A classmate from City College days who has been her stand-in from the beginning, Frances Haldorn recalls Donna’s yielding to anger only two or three times on a set. Actually her outbursts are so rare that when she exploded at the petulance of a now-ex-director some time ago, the cast and crew referred to her for weeks afterward as “Tiger,” an unlikely nickname that delighted her.

“Donna,” an associate suggests, “has a whim of iron. Still, she has no star complex. She’s really nice, not just a ‘nice girl.’ But how she manages to keep such a healthy balance of her family and work relationships I don’t know. It’s almost frightening to see a woman with such serenity.”

Internally, however, Donna Reed lives in frequent combat with her doubts. “Everything an actress does is turned to self,” she noted one day, staring reflectively, almost somberly, into her dressing room mirror. “It’s always how I look—my hair, my eyes, my mouth. Self, self, self.

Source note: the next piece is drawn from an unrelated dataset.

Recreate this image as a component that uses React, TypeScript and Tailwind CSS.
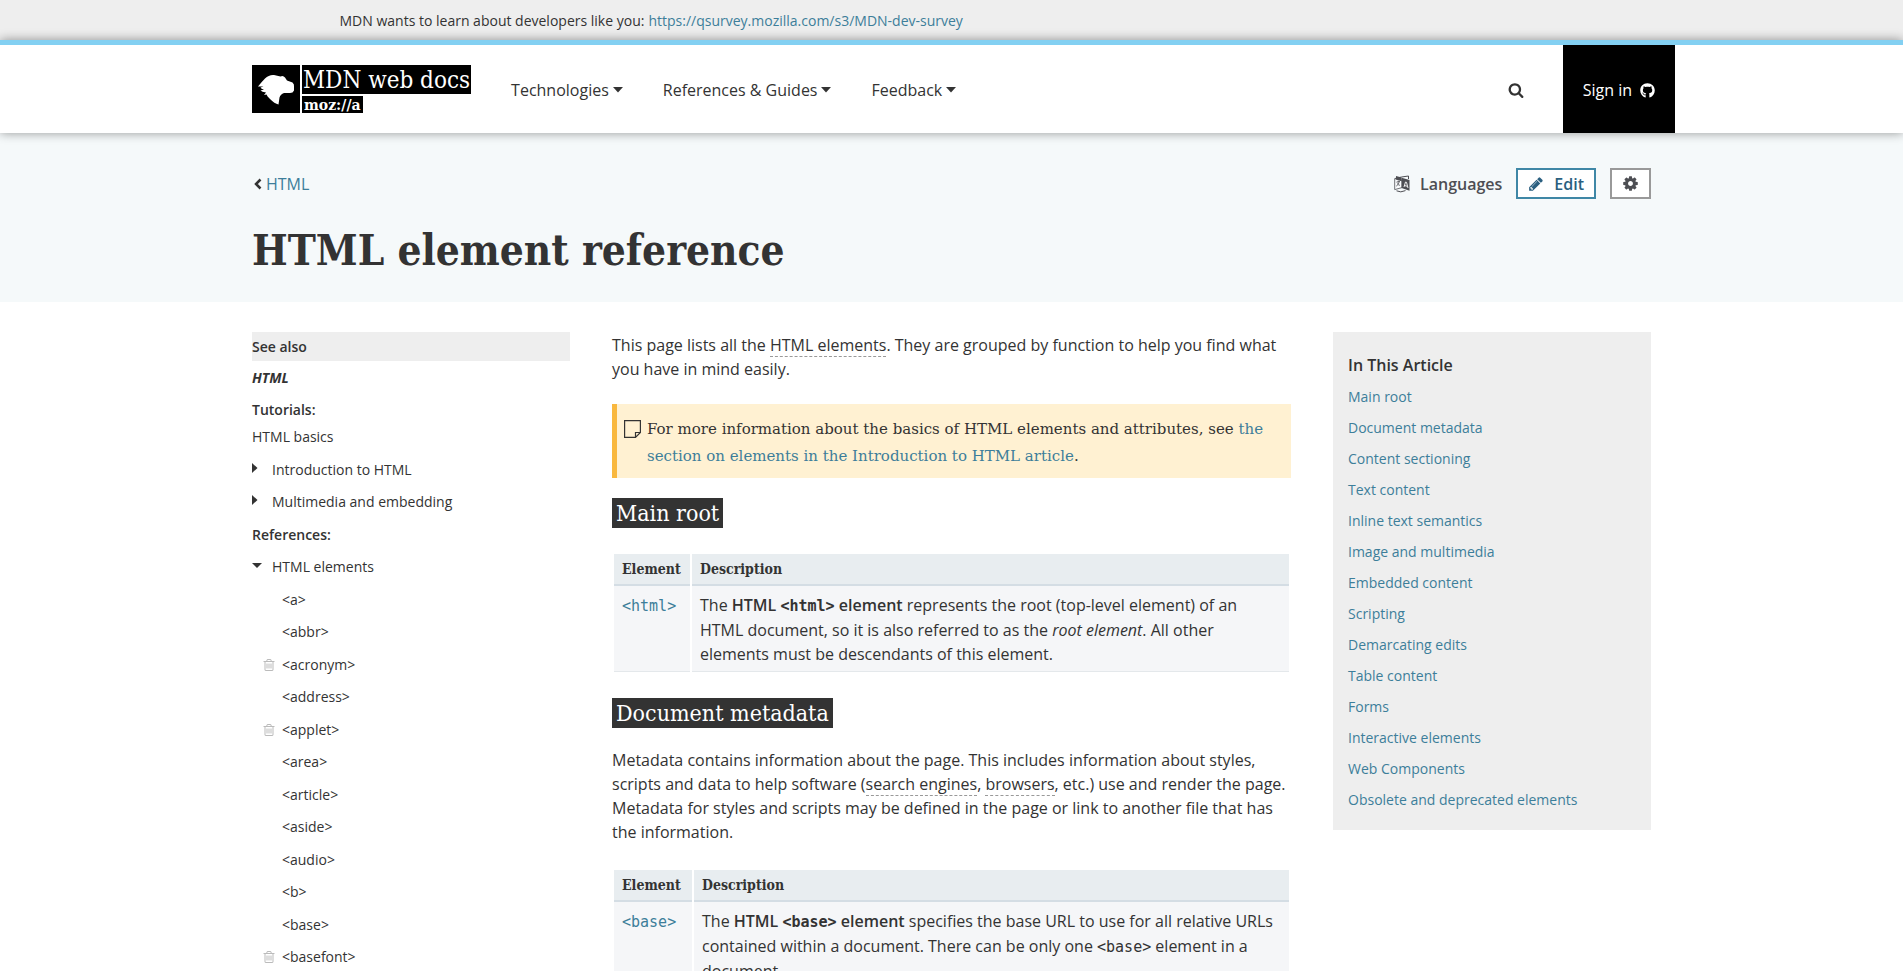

“On the set there’s so much taking from others, giving only to yourself. It’s hard to turn off when you go home. This feeling that you can go on taking—you have got to fight it. Marriage has to do with giving.”

She paused and half-closed her eyes. “I’ve watched too many women in Hollywood louse up their lives. Something within me—maybe it goes back to the farm in Iowa—something very deep within me keeps saying, ‘Be leery, Donna, be leery.’”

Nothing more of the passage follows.